-------- Material provided
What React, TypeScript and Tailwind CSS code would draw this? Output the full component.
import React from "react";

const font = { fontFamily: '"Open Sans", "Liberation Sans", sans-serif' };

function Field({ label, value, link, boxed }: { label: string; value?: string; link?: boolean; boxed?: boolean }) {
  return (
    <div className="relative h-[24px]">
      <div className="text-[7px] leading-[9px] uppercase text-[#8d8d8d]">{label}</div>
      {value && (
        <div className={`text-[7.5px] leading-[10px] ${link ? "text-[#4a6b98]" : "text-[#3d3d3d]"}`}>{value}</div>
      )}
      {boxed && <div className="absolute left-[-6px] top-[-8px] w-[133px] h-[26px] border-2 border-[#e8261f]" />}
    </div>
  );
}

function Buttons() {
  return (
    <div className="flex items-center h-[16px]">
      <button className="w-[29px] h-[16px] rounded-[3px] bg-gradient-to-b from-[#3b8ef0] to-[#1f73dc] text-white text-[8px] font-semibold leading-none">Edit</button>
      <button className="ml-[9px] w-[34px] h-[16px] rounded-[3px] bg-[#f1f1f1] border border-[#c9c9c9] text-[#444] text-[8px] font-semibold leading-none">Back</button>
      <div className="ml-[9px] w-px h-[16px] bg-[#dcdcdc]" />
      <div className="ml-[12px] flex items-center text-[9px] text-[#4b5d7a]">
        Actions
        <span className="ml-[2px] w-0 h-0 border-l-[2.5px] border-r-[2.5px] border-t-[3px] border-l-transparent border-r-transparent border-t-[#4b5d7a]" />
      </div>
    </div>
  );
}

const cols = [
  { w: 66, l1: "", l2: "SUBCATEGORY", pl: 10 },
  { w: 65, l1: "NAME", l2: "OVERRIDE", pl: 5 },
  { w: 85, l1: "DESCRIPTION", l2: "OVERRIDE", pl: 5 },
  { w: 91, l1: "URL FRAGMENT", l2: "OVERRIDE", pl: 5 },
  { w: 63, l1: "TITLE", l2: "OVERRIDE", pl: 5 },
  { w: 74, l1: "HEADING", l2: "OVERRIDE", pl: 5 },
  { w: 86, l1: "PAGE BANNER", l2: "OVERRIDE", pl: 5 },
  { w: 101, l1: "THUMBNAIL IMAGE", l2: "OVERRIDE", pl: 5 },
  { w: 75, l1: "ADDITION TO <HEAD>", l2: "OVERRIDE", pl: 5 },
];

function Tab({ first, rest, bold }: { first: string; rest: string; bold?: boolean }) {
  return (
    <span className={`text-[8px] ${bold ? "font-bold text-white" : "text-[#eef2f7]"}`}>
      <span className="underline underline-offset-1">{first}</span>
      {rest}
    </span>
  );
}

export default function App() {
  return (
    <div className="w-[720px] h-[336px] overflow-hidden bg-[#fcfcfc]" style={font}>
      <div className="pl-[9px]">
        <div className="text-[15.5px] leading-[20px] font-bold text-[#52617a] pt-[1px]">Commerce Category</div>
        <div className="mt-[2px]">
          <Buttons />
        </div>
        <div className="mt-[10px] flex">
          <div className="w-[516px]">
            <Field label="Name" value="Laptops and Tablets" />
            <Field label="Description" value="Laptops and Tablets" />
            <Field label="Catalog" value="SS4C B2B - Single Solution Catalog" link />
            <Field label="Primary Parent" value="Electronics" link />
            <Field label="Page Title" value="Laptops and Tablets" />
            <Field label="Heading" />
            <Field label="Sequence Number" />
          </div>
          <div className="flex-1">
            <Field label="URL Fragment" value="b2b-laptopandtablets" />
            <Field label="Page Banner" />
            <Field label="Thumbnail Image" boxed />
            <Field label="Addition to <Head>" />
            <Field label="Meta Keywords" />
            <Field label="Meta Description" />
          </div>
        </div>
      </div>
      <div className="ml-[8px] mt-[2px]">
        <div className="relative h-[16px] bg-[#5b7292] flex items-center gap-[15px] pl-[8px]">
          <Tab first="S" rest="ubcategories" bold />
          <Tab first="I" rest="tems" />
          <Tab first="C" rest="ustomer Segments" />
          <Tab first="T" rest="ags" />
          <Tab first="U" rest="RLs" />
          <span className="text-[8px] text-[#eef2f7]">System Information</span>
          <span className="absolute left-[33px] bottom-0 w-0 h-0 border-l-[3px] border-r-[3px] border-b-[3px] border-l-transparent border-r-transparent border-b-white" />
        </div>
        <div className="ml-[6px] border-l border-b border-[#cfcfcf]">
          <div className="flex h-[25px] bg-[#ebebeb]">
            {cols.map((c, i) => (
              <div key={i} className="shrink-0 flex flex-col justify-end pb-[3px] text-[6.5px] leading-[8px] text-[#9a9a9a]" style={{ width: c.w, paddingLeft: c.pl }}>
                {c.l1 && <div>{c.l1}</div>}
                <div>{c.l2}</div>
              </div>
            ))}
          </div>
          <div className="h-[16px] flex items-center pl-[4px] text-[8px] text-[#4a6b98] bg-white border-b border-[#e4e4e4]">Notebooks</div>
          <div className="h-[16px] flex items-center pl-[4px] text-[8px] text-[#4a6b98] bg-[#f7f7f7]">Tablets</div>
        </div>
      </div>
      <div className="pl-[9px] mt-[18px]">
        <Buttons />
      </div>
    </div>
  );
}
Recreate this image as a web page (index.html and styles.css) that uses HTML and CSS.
----------------
# [To do]
Recopy the entries above exactly, with every line included.

# [Answer to the task]
What React, TypeScript and Tailwind CSS code would draw this? Output the full component.
import React from "react";

const font = { fontFamily: '"Open Sans", "Liberation Sans", sans-serif' };

function Field({ label, value, link, boxed }: { label: string; value?: string; link?: boolean; boxed?: boolean }) {
  return (
    <div className="relative h-[24px]">
      <div className="text-[7px] leading-[9px] uppercase text-[#8d8d8d]">{label}</div>
      {value && (
        <div className={`text-[7.5px] leading-[10px] ${link ? "text-[#4a6b98]" : "text-[#3d3d3d]"}`}>{value}</div>
      )}
      {boxed && <div className="absolute left-[-6px] top-[-8px] w-[133px] h-[26px] border-2 border-[#e8261f]" />}
    </div>
  );
}

function Buttons() {
  return (
    <div className="flex items-center h-[16px]">
      <button className="w-[29px] h-[16px] rounded-[3px] bg-gradient-to-b from-[#3b8ef0] to-[#1f73dc] text-white text-[8px] font-semibold leading-none">Edit</button>
      <button className="ml-[9px] w-[34px] h-[16px] rounded-[3px] bg-[#f1f1f1] border border-[#c9c9c9] text-[#444] text-[8px] font-semibold leading-none">Back</button>
      <div className="ml-[9px] w-px h-[16px] bg-[#dcdcdc]" />
      <div className="ml-[12px] flex items-center text-[9px] text-[#4b5d7a]">
        Actions
        <span className="ml-[2px] w-0 h-0 border-l-[2.5px] border-r-[2.5px] border-t-[3px] border-l-transparent border-r-transparent border-t-[#4b5d7a]" />
      </div>
    </div>
  );
}

const cols = [
  { w: 66, l1: "", l2: "SUBCATEGORY", pl: 10 },
  { w: 65, l1: "NAME", l2: "OVERRIDE", pl: 5 },
  { w: 85, l1: "DESCRIPTION", l2: "OVERRIDE", pl: 5 },
  { w: 91, l1: "URL FRAGMENT", l2: "OVERRIDE", pl: 5 },
  { w: 63, l1: "TITLE", l2: "OVERRIDE", pl: 5 },
  { w: 74, l1: "HEADING", l2: "OVERRIDE", pl: 5 },
  { w: 86, l1: "PAGE BANNER", l2: "OVERRIDE", pl: 5 },
  { w: 101, l1: "THUMBNAIL IMAGE", l2: "OVERRIDE", pl: 5 },
  { w: 75, l1: "ADDITION TO <HEAD>", l2: "OVERRIDE", pl: 5 },
];

function Tab({ first, rest, bold }: { first: string; rest: string; bold?: boolean }) {
  return (
    <span className={`text-[8px] ${bold ? "font-bold text-white" : "text-[#eef2f7]"}`}>
      <span className="underline underline-offset-1">{first}</span>
      {rest}
    </span>
  );
}

export default function App() {
  return (
    <div className="w-[720px] h-[336px] overflow-hidden bg-[#fcfcfc]" style={font}>
      <div className="pl-[9px]">
        <div className="text-[15.5px] leading-[20px] font-bold text-[#52617a] pt-[1px]">Commerce Category</div>
        <div className="mt-[2px]">
          <Buttons />
        </div>
        <div className="mt-[10px] flex">
          <div className="w-[516px]">
            <Field label="Name" value="Laptops and Tablets" />
            <Field label="Description" value="Laptops and Tablets" />
            <Field label="Catalog" value="SS4C B2B - Single Solution Catalog" link />
            <Field label="Primary Parent" value="Electronics" link />
            <Field label="Page Title" value="Laptops and Tablets" />
            <Field label="Heading" />
            <Field label="Sequence Number" />
          </div>
          <div className="flex-1">
            <Field label="URL Fragment" value="b2b-laptopandtablets" />
            <Field label="Page Banner" />
            <Field label="Thumbnail Image" boxed />
            <Field label="Addition to <Head>" />
            <Field label="Meta Keywords" />
            <Field label="Meta Description" />
          </div>
        </div>
      </div>
      <div className="ml-[8px] mt-[2px]">
        <div className="relative h-[16px] bg-[#5b7292] flex items-center gap-[15px] pl-[8px]">
          <Tab first="S" rest="ubcategories" bold />
          <Tab first="I" rest="tems" />
          <Tab first="C" rest="ustomer Segments" />
          <Tab first="T" rest="ags" />
          <Tab first="U" rest="RLs" />
          <span className="text-[8px] text-[#eef2f7]">System Information</span>
          <span className="absolute left-[33px] bottom-0 w-0 h-0 border-l-[3px] border-r-[3px] border-b-[3px] border-l-transparent border-r-transparent border-b-white" />
        </div>
        <div className="ml-[6px] border-l border-b border-[#cfcfcf]">
          <div className="flex h-[25px] bg-[#ebebeb]">
            {cols.map((c, i) => (
              <div key={i} className="shrink-0 flex flex-col justify-end pb-[3px] text-[6.5px] leading-[8px] text-[#9a9a9a]" style={{ width: c.w, paddingLeft: c.pl }}>
                {c.l1 && <div>{c.l1}</div>}
                <div>{c.l2}</div>
              </div>
            ))}
          </div>
          <div className="h-[16px] flex items-center pl-[4px] text-[8px] text-[#4a6b98] bg-white border-b border-[#e4e4e4]">Notebooks</div>
          <div className="h-[16px] flex items-center pl-[4px] text-[8px] text-[#4a6b98] bg-[#f7f7f7]">Tablets</div>
        </div>
      </div>
      <div className="pl-[9px] mt-[18px]">
        <Buttons />
      </div>
    </div>
  );
}
Recreate this image as a web page (index.html and styles.css) that uses HTML and CSS.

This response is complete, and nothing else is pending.